After Spencer Bachus spent all that time last night flogging the single-payer straw man, it looks like we won’t even get a public option.

Insurance companies are delighted with the way “reform” is unfolding. Think of it: The government is planning to require most uninsured Americans to buy health coverage. Millions of young and healthy individuals will be herded into the industry’s welcoming arms. This is the population the insurers drool over.

This additional business — a gold mine — will more than offset the cost of important new regulations that, among other things, will prevent insurers from denying coverage to applicants with pre-existing conditions or imposing lifetime limits on benefits. Poor people will either be funneled into Medicaid, which will have its eligibility ceiling raised, or will receive a government subsidy to help with the purchase of private insurance.

If the oldest and sickest are on Medicare, and the poorest are on Medicaid, and the young and the healthy are required to purchase private insurance without the option of a competing government-run plan — well, that’s reform the insurance companies can believe in.

I guess all those people who were hyperventilating at last night’s town hall meeting over the prospect of “government-run” health care can calm down now.  Especially the ones concerned about their Medicare benefits.

5 Responses to “Sigh”

  1. Jeff (no, the other one) says:

    Guess all that’s left is to privatize Social Security, too! woohoo!

    Jesus wept.

    I read a couple weeks ago (Krugman, maybe?) where Big Inshrnce is already guaranteed to get theirs, no matter what happens with reform.

    We have great BCBS, since I work for the state. Guess I’ll be staying in this job indefinitely for just that reason. Then again, we may have broken the lifetime coverage bank already for Jackson (miracle preemie, for those who don’t know the story).

    What choice do we have? Take up bank robbing? or drug dealing? get elected to Congress? move to England?

  2. I wouldn’t rule out the public option just yet. We might be counting our chickens here, but it looks like Obama wasn’t so chicken after all.

    Basically, it’s an old “give em enough rope” trick. They put the co-ops on the table and made a ton of concessions for the express purpose of having the GOP show that it was in no way interested in negotiating. In fact, according to John Kyl, the GOP will not back anything that the Dems put on the table.
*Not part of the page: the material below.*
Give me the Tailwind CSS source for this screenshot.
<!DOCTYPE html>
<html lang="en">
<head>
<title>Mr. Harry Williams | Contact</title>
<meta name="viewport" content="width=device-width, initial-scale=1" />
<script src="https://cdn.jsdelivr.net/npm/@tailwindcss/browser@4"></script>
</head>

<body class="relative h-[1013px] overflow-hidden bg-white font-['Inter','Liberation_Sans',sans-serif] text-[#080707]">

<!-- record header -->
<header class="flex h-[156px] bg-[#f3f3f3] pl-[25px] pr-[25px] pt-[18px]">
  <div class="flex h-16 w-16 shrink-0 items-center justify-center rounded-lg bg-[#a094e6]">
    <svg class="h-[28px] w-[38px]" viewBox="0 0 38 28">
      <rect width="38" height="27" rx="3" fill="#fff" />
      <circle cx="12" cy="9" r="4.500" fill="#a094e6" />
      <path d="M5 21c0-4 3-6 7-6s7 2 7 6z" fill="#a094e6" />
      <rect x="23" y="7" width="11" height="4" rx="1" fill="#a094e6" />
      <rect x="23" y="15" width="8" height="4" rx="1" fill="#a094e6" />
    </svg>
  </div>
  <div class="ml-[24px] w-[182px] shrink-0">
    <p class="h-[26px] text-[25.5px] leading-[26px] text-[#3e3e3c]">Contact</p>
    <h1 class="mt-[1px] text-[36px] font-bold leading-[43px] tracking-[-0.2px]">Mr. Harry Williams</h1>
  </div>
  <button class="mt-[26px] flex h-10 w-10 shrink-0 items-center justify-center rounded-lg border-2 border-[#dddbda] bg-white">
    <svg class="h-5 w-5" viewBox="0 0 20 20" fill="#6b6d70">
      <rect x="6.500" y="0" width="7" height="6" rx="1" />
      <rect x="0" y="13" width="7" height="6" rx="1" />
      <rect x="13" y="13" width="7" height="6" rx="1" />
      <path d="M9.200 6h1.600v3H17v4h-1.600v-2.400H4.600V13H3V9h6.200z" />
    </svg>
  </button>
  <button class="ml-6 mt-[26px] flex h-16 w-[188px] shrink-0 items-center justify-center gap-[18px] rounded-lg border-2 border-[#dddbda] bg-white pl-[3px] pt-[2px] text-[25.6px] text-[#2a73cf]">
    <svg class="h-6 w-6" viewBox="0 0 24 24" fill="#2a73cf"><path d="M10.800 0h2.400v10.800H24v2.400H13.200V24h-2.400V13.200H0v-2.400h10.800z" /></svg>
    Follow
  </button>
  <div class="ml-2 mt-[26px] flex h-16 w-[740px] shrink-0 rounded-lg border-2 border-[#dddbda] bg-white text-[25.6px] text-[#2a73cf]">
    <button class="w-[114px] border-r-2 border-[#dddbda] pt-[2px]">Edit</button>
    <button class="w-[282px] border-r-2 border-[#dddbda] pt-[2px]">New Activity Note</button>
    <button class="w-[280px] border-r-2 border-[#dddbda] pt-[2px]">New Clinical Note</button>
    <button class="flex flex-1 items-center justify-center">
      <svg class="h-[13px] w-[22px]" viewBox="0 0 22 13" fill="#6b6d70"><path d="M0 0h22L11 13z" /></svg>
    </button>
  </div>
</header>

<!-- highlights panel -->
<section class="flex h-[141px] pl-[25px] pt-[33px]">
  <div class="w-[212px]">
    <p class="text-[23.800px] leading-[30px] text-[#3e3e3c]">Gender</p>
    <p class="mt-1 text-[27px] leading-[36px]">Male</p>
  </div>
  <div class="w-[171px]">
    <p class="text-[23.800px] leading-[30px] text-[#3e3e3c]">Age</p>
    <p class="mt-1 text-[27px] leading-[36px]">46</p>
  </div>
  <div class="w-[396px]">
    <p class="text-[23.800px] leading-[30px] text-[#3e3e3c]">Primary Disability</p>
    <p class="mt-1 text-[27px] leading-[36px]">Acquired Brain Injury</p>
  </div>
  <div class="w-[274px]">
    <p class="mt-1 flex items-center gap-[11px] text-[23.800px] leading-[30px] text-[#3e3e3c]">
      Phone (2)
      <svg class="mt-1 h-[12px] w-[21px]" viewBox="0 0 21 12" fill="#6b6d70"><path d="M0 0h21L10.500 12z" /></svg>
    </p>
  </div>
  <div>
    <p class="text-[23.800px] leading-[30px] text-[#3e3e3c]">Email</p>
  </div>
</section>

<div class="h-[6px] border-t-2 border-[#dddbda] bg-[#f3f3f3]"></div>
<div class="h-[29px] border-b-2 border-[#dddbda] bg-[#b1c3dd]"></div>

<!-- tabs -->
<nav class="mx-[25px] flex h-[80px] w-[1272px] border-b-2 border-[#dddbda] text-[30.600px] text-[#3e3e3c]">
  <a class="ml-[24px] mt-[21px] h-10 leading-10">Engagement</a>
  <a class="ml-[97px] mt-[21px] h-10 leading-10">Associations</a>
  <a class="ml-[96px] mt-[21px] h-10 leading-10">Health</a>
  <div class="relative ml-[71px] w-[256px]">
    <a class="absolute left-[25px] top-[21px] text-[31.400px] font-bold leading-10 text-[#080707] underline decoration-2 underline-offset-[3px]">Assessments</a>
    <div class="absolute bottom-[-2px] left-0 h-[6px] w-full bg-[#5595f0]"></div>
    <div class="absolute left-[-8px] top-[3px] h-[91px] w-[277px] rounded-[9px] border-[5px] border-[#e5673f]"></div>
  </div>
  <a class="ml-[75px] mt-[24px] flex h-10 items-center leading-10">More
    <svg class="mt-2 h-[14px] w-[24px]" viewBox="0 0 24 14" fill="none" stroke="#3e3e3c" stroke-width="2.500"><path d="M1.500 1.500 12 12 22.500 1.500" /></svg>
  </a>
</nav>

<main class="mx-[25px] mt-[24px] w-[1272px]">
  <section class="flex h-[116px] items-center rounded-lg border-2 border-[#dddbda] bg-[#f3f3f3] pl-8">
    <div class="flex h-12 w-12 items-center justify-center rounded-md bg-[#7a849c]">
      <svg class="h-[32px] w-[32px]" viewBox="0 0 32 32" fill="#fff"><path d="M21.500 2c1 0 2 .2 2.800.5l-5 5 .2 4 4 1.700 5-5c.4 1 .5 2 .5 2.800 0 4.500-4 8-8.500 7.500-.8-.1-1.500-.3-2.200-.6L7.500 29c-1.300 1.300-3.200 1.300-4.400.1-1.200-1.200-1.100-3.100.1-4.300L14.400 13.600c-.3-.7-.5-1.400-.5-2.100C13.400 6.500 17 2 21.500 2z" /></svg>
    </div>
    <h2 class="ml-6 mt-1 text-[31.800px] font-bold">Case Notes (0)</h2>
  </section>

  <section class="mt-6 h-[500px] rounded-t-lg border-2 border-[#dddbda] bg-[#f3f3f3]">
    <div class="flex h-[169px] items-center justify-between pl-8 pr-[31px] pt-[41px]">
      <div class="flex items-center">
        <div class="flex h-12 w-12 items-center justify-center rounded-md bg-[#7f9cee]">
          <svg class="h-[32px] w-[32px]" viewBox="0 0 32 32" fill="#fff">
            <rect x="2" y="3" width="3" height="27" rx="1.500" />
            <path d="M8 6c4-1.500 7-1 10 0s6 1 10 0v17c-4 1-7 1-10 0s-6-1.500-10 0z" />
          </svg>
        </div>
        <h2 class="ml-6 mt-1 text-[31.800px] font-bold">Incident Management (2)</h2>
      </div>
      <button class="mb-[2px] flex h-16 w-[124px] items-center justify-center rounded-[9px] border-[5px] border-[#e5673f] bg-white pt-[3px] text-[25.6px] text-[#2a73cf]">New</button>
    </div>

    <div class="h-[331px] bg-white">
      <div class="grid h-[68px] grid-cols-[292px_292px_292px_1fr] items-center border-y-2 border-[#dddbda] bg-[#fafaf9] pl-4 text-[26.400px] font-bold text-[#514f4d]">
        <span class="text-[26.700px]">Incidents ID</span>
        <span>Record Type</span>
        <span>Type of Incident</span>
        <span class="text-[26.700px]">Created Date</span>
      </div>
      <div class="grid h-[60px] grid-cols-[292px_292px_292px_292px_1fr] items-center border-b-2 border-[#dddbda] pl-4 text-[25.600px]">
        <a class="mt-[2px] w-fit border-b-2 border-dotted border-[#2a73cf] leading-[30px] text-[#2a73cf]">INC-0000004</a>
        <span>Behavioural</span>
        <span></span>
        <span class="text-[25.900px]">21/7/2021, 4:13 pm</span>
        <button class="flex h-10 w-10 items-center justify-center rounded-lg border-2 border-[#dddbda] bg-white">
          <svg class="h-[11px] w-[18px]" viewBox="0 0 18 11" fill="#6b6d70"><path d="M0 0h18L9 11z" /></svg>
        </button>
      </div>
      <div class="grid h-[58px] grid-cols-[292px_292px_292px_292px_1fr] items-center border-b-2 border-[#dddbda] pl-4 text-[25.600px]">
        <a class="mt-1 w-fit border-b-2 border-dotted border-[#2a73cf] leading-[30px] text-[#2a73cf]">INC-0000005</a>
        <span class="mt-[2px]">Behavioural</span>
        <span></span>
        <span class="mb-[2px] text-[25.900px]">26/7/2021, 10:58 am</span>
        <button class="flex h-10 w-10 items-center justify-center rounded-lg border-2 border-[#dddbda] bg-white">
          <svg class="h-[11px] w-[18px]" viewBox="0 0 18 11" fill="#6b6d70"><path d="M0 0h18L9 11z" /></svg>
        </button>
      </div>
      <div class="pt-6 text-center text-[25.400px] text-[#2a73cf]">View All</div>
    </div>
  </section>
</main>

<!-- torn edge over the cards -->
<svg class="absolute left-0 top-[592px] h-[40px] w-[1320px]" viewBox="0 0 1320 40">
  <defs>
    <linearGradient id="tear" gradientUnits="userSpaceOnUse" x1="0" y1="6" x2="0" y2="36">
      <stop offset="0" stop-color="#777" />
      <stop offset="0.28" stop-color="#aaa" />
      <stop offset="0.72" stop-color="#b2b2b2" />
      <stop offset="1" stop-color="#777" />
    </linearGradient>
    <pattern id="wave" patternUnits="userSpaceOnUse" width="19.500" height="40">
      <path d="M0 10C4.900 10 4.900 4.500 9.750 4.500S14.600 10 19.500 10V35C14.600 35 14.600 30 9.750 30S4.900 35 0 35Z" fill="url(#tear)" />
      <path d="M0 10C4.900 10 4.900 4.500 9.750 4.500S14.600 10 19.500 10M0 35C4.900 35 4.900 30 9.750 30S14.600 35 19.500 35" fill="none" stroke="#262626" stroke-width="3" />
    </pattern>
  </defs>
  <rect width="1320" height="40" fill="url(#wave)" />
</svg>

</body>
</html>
So they’ve been left a little too confident to show that they’re really not interested in any kind of reform– period.

    And of course, now that they have a nice little sound bite and proof that the GOP isn’t interested in the better interests of the insured so much as they’re interested in just opposing it, the Dems can strong arm whatever they like through there with a few paper thin concessions to Blue Dogs. This also strikes down the main arguing point of the Blue Dogs– that Republicans can and should be negotiated with. So now the Blue Dogs have even less to bargain with.

    So now, the GOP can gripe all they want to about a public option, and the Dems can say that they were given the chance to negotiate but flubbed it.
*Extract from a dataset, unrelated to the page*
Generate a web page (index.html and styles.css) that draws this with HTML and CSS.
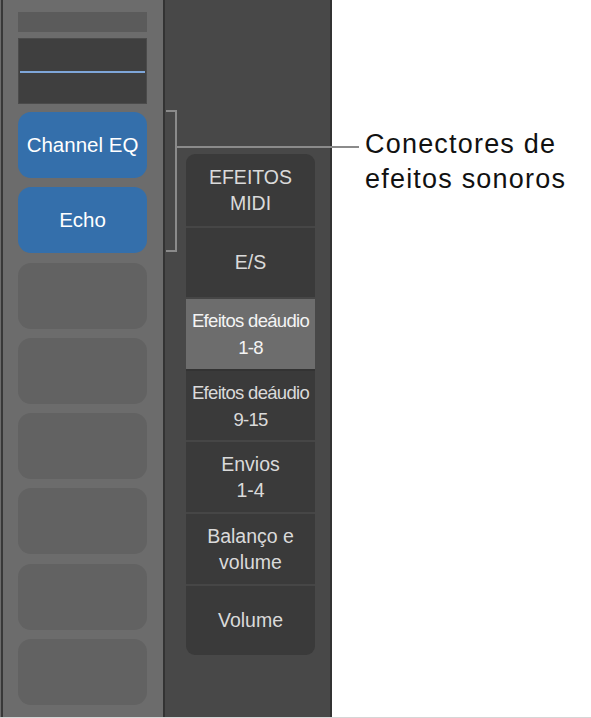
FILE: index.html
```html
<!DOCTYPE html>
<html lang="pt">
<head>
<meta charset="utf-8">
<title>Conectores de efeitos sonoros</title>
<link rel="stylesheet" href="styles.css">
</head>
<body>
<div class="app">
  <div class="strip">
    <div class="topbar"></div>
    <div class="display"><div class="display-line"></div></div>
    <div class="slots">
      <div class="slot plugin">Channel EQ</div>
      <div class="slot plugin">Echo</div>
      <div class="slot"></div>
      <div class="slot"></div>
      <div class="slot"></div>
      <div class="slot"></div>
      <div class="slot"></div>
      <div class="slot"></div>
    </div>
  </div>
  <div class="panel">
    <div class="menu">
      <div class="item caps">EFEITOS<br>MIDI</div>
      <div class="item">E/S</div>
      <div class="item narrow selected">Efeitos deáudio<br>1-8</div>
      <div class="item narrow">Efeitos deáudio<br>9-15</div>
      <div class="item">Envios<br>1-4</div>
      <div class="item">Balanço e<br>volume</div>
      <div class="item">Volume</div>
    </div>
  </div>
  <div class="callout">Conectores de<br>efeitos sonoros</div>
  <div class="bracket"></div>
  <div class="leader"></div>
</div>
</body>
</html>
```
FILE: styles.css
```css
html, body {
  margin: 0;
  padding: 0;
  background: #ffffff;
}
body {
  font-family: "Liberation Sans", Arial, sans-serif;
}
.app {
  position: relative;
  display: flex;
  height: 717px;
  width: 591px;
  border-bottom: 1px solid #d6d6d6;
}
.strip {
  flex: none;
  width: 145px;
  margin-left: 1px;
  box-shadow: -1px 0 0 #6b6b6b;
  background: #6c6c6c;
  border-left: 2px solid #383838;
  border-right: 2px solid #333333;
  padding: 12px 0 0 15px;
  box-sizing: content-box;
}
.strip > * {
  width: 129px;
}
.topbar {
  height: 20px;
  background: #5b5b5b;
}
.display {
  margin-top: 6px;
  height: 64px;
  background: #3f3f3f;
  border: 1px solid #4b4b4b;
  box-sizing: content-box;
  width: 127px;
  display: flex;
  align-items: center;
}
.display-line {
  margin: 1px 1px 0 1px;
  height: 2px;
  width: 126px;
  background: #7ea6d9;
}
.slots {
  margin-top: 8px;
  display: flex;
  flex-direction: column;
  gap: 9.3px;
}
.slot {
  height: 66px;
  border-radius: 13px;
  background: #626262;
}
.plugin {
  background: #346fab;
  color: #ffffff;
  font-size: 20.5px;
  display: flex;
  align-items: center;
  justify-content: center;
}
.panel {
  flex: none;
  width: 167px;
  background: #484848;
  border-right: 2px solid #333333;
  padding: 154px 0 0 21px;
  box-sizing: border-box;
}
.menu {
  width: 129px;
  background: #3a3a3a;
  border-radius: 9px;
  overflow: hidden;
  display: flex;
  flex-direction: column;
}
.item {
  height: 71.6px;
  display: flex;
  align-items: center;
  justify-content: center;
  text-align: center;
  color: #dadada;
  font-size: 19.5px;
  line-height: 26px;
  box-sizing: border-box;
}
.item + .item {
  border-top: 2px solid #464646;
}
.narrow {
  font-size: 18.5px;
  letter-spacing: -0.7px;
  line-height: 27px;
}
.selected {
  background: #6d6d6d;
  color: #f4f4f4;
  border-top-color: #6d6d6d;
}
.selected + .item {
  border-top-color: #333333;
}
.callout {
  padding: 127px 0 0 33px;
  font-size: 27px;
  line-height: 35px;
  letter-spacing: 1.2px;
  color: #111111;
  white-space: nowrap;
}
.bracket {
  position: absolute;
  left: 166px;
  top: 110px;
  width: 9px;
  height: 138px;
  border: 2px solid #8b8b8b;
  border-left: none;
}
.leader {
  position: absolute;
  left: 177px;
  top: 146px;
  width: 182px;
  height: 2px;
  background: #8b8b8b;
}
```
    If that’s really what the president is doing, then my hat’s off to him. He’s a lot sneakier and smarter than I ever gave him credit for. Of course, this isn’t necessarily a good thing, because it could mean that the GOP has sabotaged it’s opportunity to provide much needed opposition to when the president NEEDS to be shot down on something. In fact, they may have just given Obama a free pass on everything, and I wasn’t too fond of the way that played out when Bush got it.

  3. Kathy says:

    I hope you’re right, but I heard the White House “walking back” Emanuel’s remarks this afternoon. I feel like a yoyo. :)

  4. Renee says:

    I know what you mean about the yoyo effect. Almost makes me want to stick my head in the sand until it’s all over. Just tell me what happened.

  5. Kathy says:

    Jeff, sorry — your comment got hung up in moderation, and I have no idea why.

    I don’t understand the cluelessness out there among people who have insurance now and think that makes them safe forever. Yeah, coverage is supposed to be portable if you change jobs, but what if the new job doesn’t offer any? An individual/family facing the private market without the negotiating and risk-spreading power of a group is likely to find the expense prohibitive. Then we have more uninsured people forced to use emergency rooms for primary care. And so on, ad nauseum. So people should be forced to stay in the same job, whether they like it or not, for fear of losing coverage? I know I’m preaching to the choir here.